For most people, the risk of using the auto generated password is minimal. In fact, it's better than 12345 that they would probably enter on their own. Having Apple put a more difficult auto password in the phone would result in people changing it to easy to guess passwords, so 'fixing' the problem would likely make things worse. A simple solution is when you see the default password, CHANGE it to something more complex. Random letters and numbers are no more complex than strings of words for a computer to guess. A34fD#'cG is hard for a human to remember. thehorseateyellowbutterflies is relatively easy to remember. But for a computer guessing, the latter would be far more difficult.
So someone sets up a smartphone as a front end being connected to a computer (presumably through the Internet) and manages to crack the password for... What? The Internet? He must already have that to access his "big computer located elseware". Am I missing something here?
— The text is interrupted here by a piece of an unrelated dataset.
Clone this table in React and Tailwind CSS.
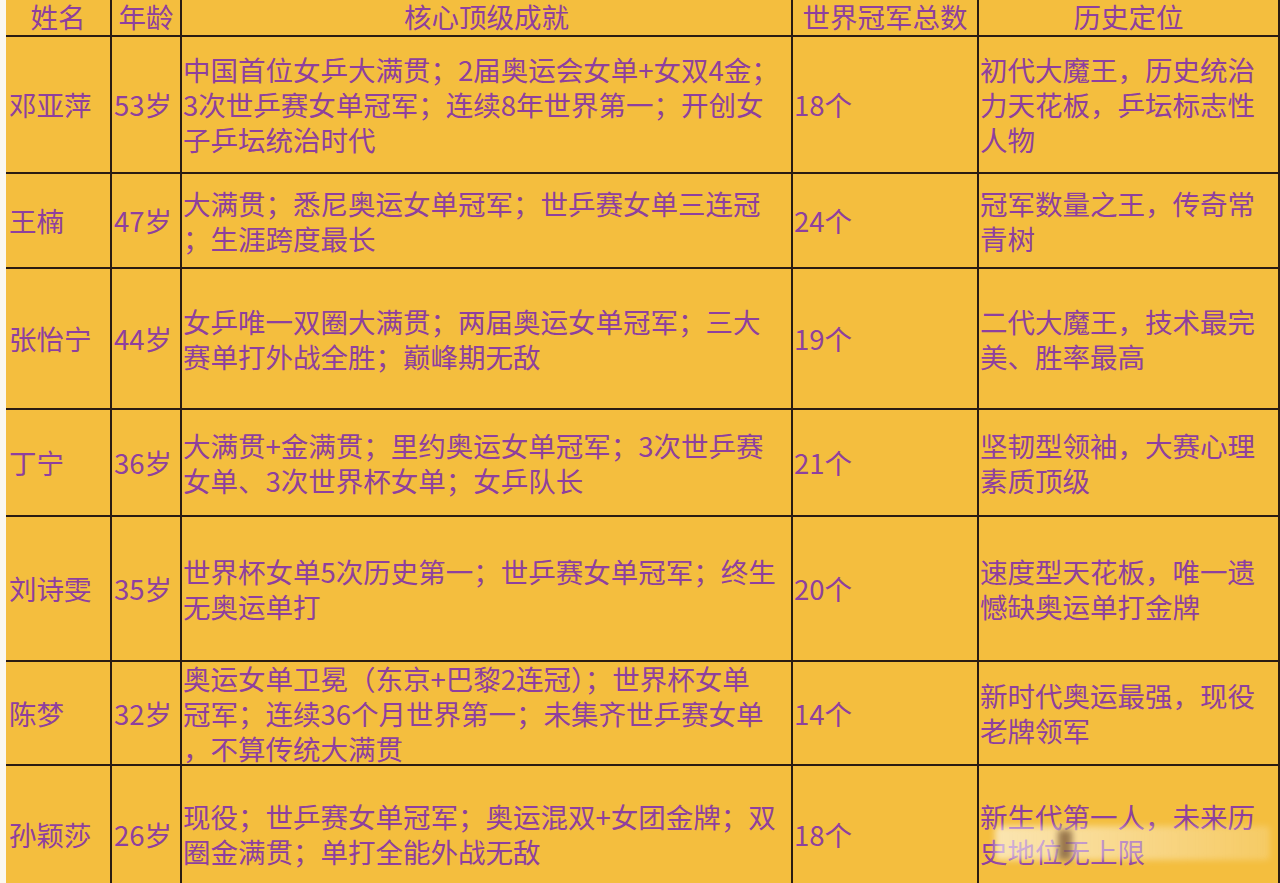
import React from "react";

const rows = [
  {
    h: "h-[137px]",
    name: "邓亚萍",
    age: "53岁",
    ach: ["中国首位女乒大满贯；2届奥运会女单+女双4金；", "3次世乒赛女单冠军；连续8年世界第一；开创女", "子乒坛统治时代"],
    cnt: "18个",
    pos: ["初代大魔王，历史统治", "力天花板，乒坛标志性", "人物"],
  },
  {
    h: "h-[95px]",
    name: "王楠",
    age: "47岁",
    ach: ["大满贯；悉尼奥运女单冠军；世乒赛女单三连冠", "；生涯跨度最长"],
    cnt: "24个",
    pos: ["冠军数量之王，传奇常", "青树"],
  },
  {
    h: "h-[141px]",
    name: "张怡宁",
    age: "44岁",
    ach: ["女乒唯一双圈大满贯；两届奥运女单冠军；三大", "赛单打外战全胜；巅峰期无敌"],
    cnt: "19个",
    pos: ["二代大魔王，技术最完", "美、胜率最高"],
  },
  {
    h: "h-[107px]",
    name: "丁宁",
    age: "36岁",
    ach: ["大满贯+金满贯；里约奥运女单冠军；3次世乒赛", "女单、3次世界杯女单；女乒队长"],
    cnt: "21个",
    pos: ["坚韧型领袖，大赛心理", "素质顶级"],
  },
  {
    h: "h-[145px]",
    name: "刘诗雯",
    age: "35岁",
    ach: ["世界杯女单5次历史第一；世乒赛女单冠军；终生", "无奥运单打"],
    cnt: "20个",
    pos: ["速度型天花板，唯一遗", "憾缺奥运单打金牌"],
  },
  {
    h: "h-[104px]",
    name: "陈梦",
    age: "32岁",
    ach: ["奥运女单卫冕（东京+巴黎2连冠）；世界杯女单", "冠军；连续36个月世界第一；未集齐世乒赛女单", "，不算传统大满贯"],
    cnt: "14个",
    pos: ["新时代奥运最强，现役", "老牌领军"],
  },
  {
    h: "h-[138px]",
    name: "孙颖莎",
    age: "26岁",
    ach: ["现役；世乒赛女单冠军；奥运混双+女团金牌；双", "圈金满贯；单打全能外战无敌"],
    cnt: "18个",
    pos: ["新生代第一人，未来历", "史地位无上限"],
  },
];

const cell = "border-r-2 border-b-2 border-[#2a1c12] bg-[#f4be3e] flex flex-col justify-center";
const head = `${cell} h-[37px] items-center leading-[31px] pb-[3px]`;

function Lines({ lines }) {
  return lines.map((l, i) => (
    <div key={i} className="whitespace-nowrap">
      {l}
    </div>
  ));
}

export default function App() {
  return (
    <div
      className="relative w-[1280px] h-[883px] overflow-hidden bg-[#fbf8ef] flex text-[#8e409e] text-[27.5px] leading-[35px]"
      style={{ fontFamily: '"Noto Sans CJK SC", "Noto Sans", sans-serif' }}
    >
      <div className="w-[6px] shrink-0" />
      <div className="grid grid-cols-[106px_70px_611px_186px_301px] content-start">
        <div className={head}>姓名</div>
        <div className={head}>年龄</div>
        <div className={head}>核心顶级成就</div>
        <div className={head}>世界冠军总数</div>
        <div className={head}>历史定位</div>
        {rows.map((r, i) => (
          <React.Fragment key={i}>
            <div className={`${cell} ${r.h} pl-[3px]`}>{r.name}</div>
            <div className={`${cell} ${r.h} pl-[2px]`}>{r.age}</div>
            <div className={`${cell} ${r.h} pl-[1px]`}>
              <Lines lines={r.ach} />
            </div>
            <div className={`${cell} ${r.h} pl-[1px]`}>{r.cnt}</div>
            <div className={`${cell} ${r.h} pl-[1px]`}>
              <Lines lines={r.pos} />
            </div>
          </React.Fragment>
        ))}
      </div>
      <div className="absolute left-[995px] top-[826px] w-[275px] h-[34px] rounded-sm bg-gradient-to-r from-white/60 via-white/40 to-white/20 blur-[3px]" />
      <div className="absolute left-[1058px] top-[830px] w-[14px] h-[30px] bg-[#5a3418]/60 blur-[3px]" />
    </div>
  );
}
What does someone gain by cracking the password other than a hotspot that will eat up my data allowance?
With all the "stay away from geeks with GPU clusters on their back" and "just keep a close eye on your connections", there seem to be some serious misconceptions in this thread. Based on the information in this report, the following would be a more plausible scenario.
Let's say I go by 'Mr. Hacker', and am bored one afternoon. That afternoon, I decide to go to a place where I know mobile hotspots are in high use; like a train station. I pull out my cell phone to monitor wireless traffic and capture a WPA handshake that takes place when a wireless connection first authenticates. Oh look....there you are turning on your laptop and fiddling with your phone...any second now. Bingo...we have our WPA handshake to get us moving.
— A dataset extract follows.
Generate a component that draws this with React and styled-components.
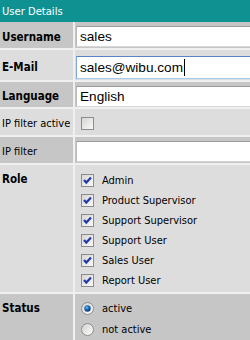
import React from 'react';
import styled, { createGlobalStyle } from 'styled-components';

const Global = createGlobalStyle`
  html, body { margin: 0; padding: 0; background: #ffffff; overflow: hidden; }
  body { font-family: "Liberation Sans", Arial, sans-serif; color: #000; }
`;

const condensed = `"DejaVu Sans Condensed", "DejaVu Sans", sans-serif`;

const Panel = styled.div`
  width: 258px;
  height: 340px;
  display: flex;
  flex-direction: column;
  background: #f0f0f0;
`;

const Header = styled.div`
  height: 22px;
  flex: none;
  background: #0f9191;
  color: #ffffff;
  font: 10px "DejaVu Sans", sans-serif;
  display: flex;
  align-items: center;
  padding-left: 2px;
`;

const Rows = styled.div`
  display: flex;
  flex-direction: column;
  gap: 2px;
  flex: 1;
`;

const Row = styled.div`
  display: grid;
  grid-template-columns: 73px 1fr;
  column-gap: 2px;
  height: ${(p) => (p.$h ? `${p.$h}px` : 'auto')};
  flex: ${(p) => (p.$h ? 'none' : '1')};
`;

const tone = (p) => (p.$dark ? '#c6c6c6' : '#dddddd');

const Label = styled.div`
  background: ${tone};
  display: flex;
  align-items: ${(p) => (p.$top ? 'flex-start' : 'center')};
  padding: ${(p) => (p.$top ? '7px 0 0 2px' : '3px 0 0 2px')};
  font-family: ${condensed};
  font-stretch: condensed;
  font-size: ${(p) => (p.$strong ? '11.5px' : '11px')};
  font-weight: ${(p) => (p.$bold ? 'bold' : 'normal')};
  line-height: 14px;
  white-space: nowrap;
  overflow: hidden;
`;

const Value = styled.div`
  background: ${tone};
  display: flex;
  flex-direction: column;
  padding: ${(p) => p.$pad || '0 0 0 6px'};
  overflow: hidden;
`;

const Field = styled.div`
  height: ${(p) => p.$h || 21}px;
  box-sizing: border-box;
  background: #ffffff;
  border: 1px solid ${(p) => (p.$focus ? '#7fa6d9' : '#b9b9b9')};
  border-top-color: ${(p) => (p.$focus ? '#5a83c4' : '#9c9c9c')};
  border-bottom-color: ${(p) => (p.$focus ? '#a9cbeb' : '#d6d6d6')};
  margin-left: -5px;
  display: flex;
  align-items: center;
  padding-left: 3px;
  font-family: "Liberation Sans", Arial, sans-serif;
  font-size: 13.6px;
  white-space: nowrap;
`;

const Caret = styled.span`
  display: inline-block;
  width: 1px;
  height: 17px;
  background: #000;
  margin-left: 1px;
`;

const Option = styled.div`
  height: ${(p) => p.$h || 20}px;
  display: flex;
  align-items: center;
  gap: 8px;
  font-family: ${condensed};
  font-stretch: condensed;
  font-size: 11px;
  white-space: nowrap;
`;

const Box = styled.svg`
  width: 13px;
  height: 13px;
  flex: none;
`;

function CheckBox({ checked }) {
  const id = checked ? 'cbOn' : 'cbOff';
  return (
    <Box viewBox="0 0 13 13">
      <defs>
        <linearGradient id={id} x1="0" y1="0" x2="1" y2="1">
          <stop offset="0" stopColor="#d4d4d0" />
          <stop offset="1" stopColor="#fbfbfb" />
        </linearGradient>
      </defs>
      <rect x="0.5" y="0.5" width="12" height="12" fill={`url(#${id})`} stroke="#8c8c8c" />
      {checked && (
        <path d="M3 6 L5.3 8.6 L10 3.4" fill="none" stroke="#2438a8" strokeWidth="2.2" />
      )}
    </Box>
  );
}

function Radio({ checked }) {
  const id = checked ? 'rdOn' : 'rdOff';
  return (
    <Box viewBox="0 0 13 13">
      <defs>
        <linearGradient id={id} x1="0" y1="0" x2="1" y2="1">
          <stop offset="0" stopColor="#d0d0cc" />
          <stop offset="1" stopColor="#ffffff" />
        </linearGradient>
        <radialGradient id="rdDot" cx="0.4" cy="0.35" r="0.6">
          <stop offset="0" stopColor="#6fc6ff" />
          <stop offset="0.5" stopColor="#1a6fc0" />
          <stop offset="1" stopColor="#0b3a7a" />
        </radialGradient>
      </defs>
      <circle cx="6.5" cy="6.5" r="6" fill={`url(#${id})`} stroke="#8c8c8c" />
      {checked && <circle cx="6.5" cy="6.5" r="3.2" fill="url(#rdDot)" />}
    </Box>
  );
}

const roles = ['Admin', 'Product Supervisor', 'Support Supervisor', 'Support User', 'Sales User', 'Report User'];

export default function App() {
  return (
    <>
      <Global />
      <Panel>
        <Header>User Details</Header>
        <Rows>
          <Row $h={26}>
            <Label $dark $strong $bold>Username</Label>
            <Value $dark $pad="4px 0 0 6px"><Field>sales</Field></Value>
          </Row>
          <Row $h={30}>
            <Label $strong $bold>E-Mail</Label>
            <Value $pad="6px 0 0 6px">
              <Field $h={23} $focus>sales@wibu.com<Caret /></Field>
            </Value>
          </Row>
          <Row $h={25}>
            <Label $dark $strong $bold>Language</Label>
            <Value $dark $pad="4px 0 0 6px"><Field>English</Field></Value>
          </Row>
          <Row $h={26}>
            <Label>IP filter active</Label>
            <Value $pad="8px 0 0 6px"><CheckBox /></Value>
          </Row>
          <Row $h={26}>
            <Label $dark>IP filter</Label>
            <Value $dark $pad="4px 0 0 6px"><Field /></Value>
          </Row>
          <Row $h={127}>
            <Label $top $strong $bold>Role</Label>
            <Value $pad="5px 0 0 6px">
              {roles.map((r) => (
                <Option key={r}><CheckBox checked />{r}</Option>
              ))}
            </Value>
          </Row>
          <Row>
            <Label $dark $top $strong $bold>Status</Label>
            <Value $dark $pad="4px 0 0 6px">
              <Option $h={21}><Radio checked />active</Option>
              <Option $h={21}><Radio />not active</Option>
            </Value>
          </Row>
        </Rows>
      </Panel>
    </>
  );
}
I then send your WPA handshake down to my retired bitcoin miner at home with more than enough GPU power to hash away at lightning speed. Less than a minute later, I now have your cracked password, with your derived PMK and PTK. So what to do next? Connect to your phone now that I know your password? Heck no! Only an idiot would do that! With your PMK, PTK, and spoofing your laptop's MAC address...as far as your phone knows...I AM YOUR LAPTOP! No new connection required.
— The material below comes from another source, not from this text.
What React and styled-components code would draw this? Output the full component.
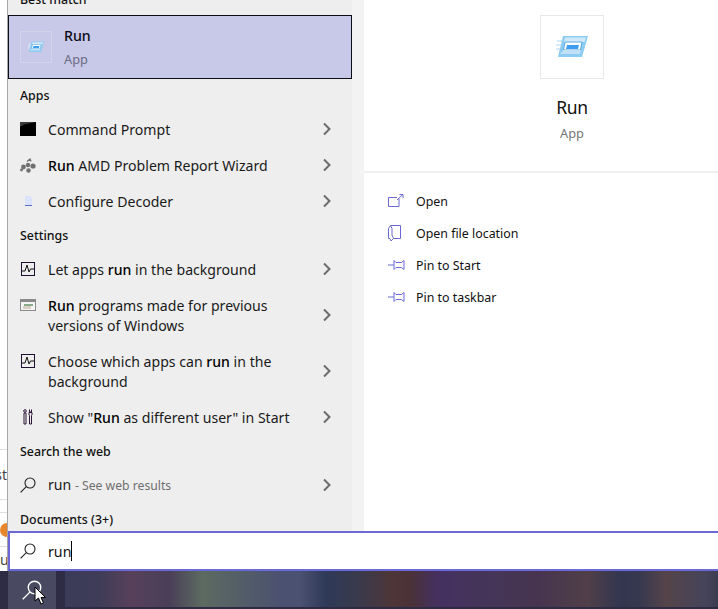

What to do now? Well...let's first try to SSH and see if that bad boy was jailbroken. If so...I can do anything I want with it! Or maybe I'll just capture all your traffic to analyze for later. You would be shocked to know how many username and passwords are transmitted over unencrypted POST vars! If I'm really sophisticated, maybe I'll play a man-in-the-middle attack when you go to check your bank account. The possibilities are truly endless!
Not necessarily. Password crackers incorporate dictionaries and commonly used patterns into their algorithms. A string of five randomly generated characters (even if you restrict the character set to something like lowercase letters) will always beat a five letter word or a two and three letter word put together. Though, in general you are right. It is much easier for humans to remember a string of words (even if they are randomly chosen, like they should be) than it is to remember a random string of characters.
Quote:
Originally Posted by e_veritas
With all the "stay away from geeks with GPU clusters on their back" and "just keep a close eye on your connections", there seem to be some serious misconceptions in this thread. Based on the information in this report, the following would be a more plausible scenario.
Let's say I go by 'Mr. Hacker', and am bored one afternoon. That afternoon, I decide to go to a place where I know mobile hotspots are in high use; like a train station. I pull out my cell phone to monitor wireless traffic and capture a WPA handshake that takes place when a wireless connection first authenticates. Oh look....there you are turning on your laptop and fiddling with your phone...any second now. Bingo...we have our WPA handshake to get us moving.
I then send your WPA handshake down to my retired bitcoin miner at home with more than enough GPU power to hash away at lightning speed. Less than a minute later, I now have your cracked password, with your derived PMK and PTK. So what to do next? Connect to your phone now that I know your password? Heck no! Only an idiot would do that! With your PMK, PTK, and spoofing your laptop's MAC address...as far as your phone knows...I AM YOUR LAPTOP! No new connection required.
What to do now? Well...let's first try to SSH and see if that bad boy was jailbroken. If so...I can do anything I want with it! Or maybe I'll just capture all your traffic to analyze for later. You would be shocked to know how many username and passwords are transmitted over unencrypted POST vars! If I'm really sophisticated, maybe I'll play a man-in-the-middle attack when you go to check your bank account. The possibilities are truly endless!
Great scenario, its much easier to open an unencrypted Wi-fi in public places and lets any devices connect to it and then do what ever man-in-the-middle attack you want, pretty simple without any brute force key decryption.
Quote:
Originally Posted by e_veritas
With all the "stay away from geeks with GPU clusters on their back" and "just keep a close eye on your connections", there seem to be some serious misconceptions in this thread. Based on the information in this report, the following would be a more plausible scenario.
Let's say I go by 'Mr. Hacker', and am bored one afternoon. That afternoon, I decide to go to a place where I know mobile hotspots are in high use; like a train station. I pull out my cell phone to monitor wireless traffic and capture a WPA handshake that takes place when a wireless connection first authenticates. Oh look....there you are turning on your laptop and fiddling with your phone...any second now. Bingo...we have our WPA handshake to get us moving.
I then send your WPA handshake down to my retired bitcoin miner at home with more than enough GPU power to hash away at lightning speed. Less than a minute later, I now have your cracked password, with your derived PMK and PTK. So what to do next? Connect to your phone now that I know your password? Heck no! Only an idiot would do that! With your PMK, PTK, and spoofing your laptop's MAC address...as far as your phone knows...I AM YOUR LAPTOP! No new connection required.
What to do now? Well...let's first try to SSH and see if that bad boy was jailbroken. If so...I can do anything I want with it! Or maybe I'll just capture all your traffic to analyze for later. You would be shocked to know how many username and passwords are transmitted over unencrypted POST vars! If I'm really sophisticated, maybe I'll play a man-in-the-middle attack when you go to check your bank account. The possibilities are truly endless!
Thanks for filling in the actual process of how this would work.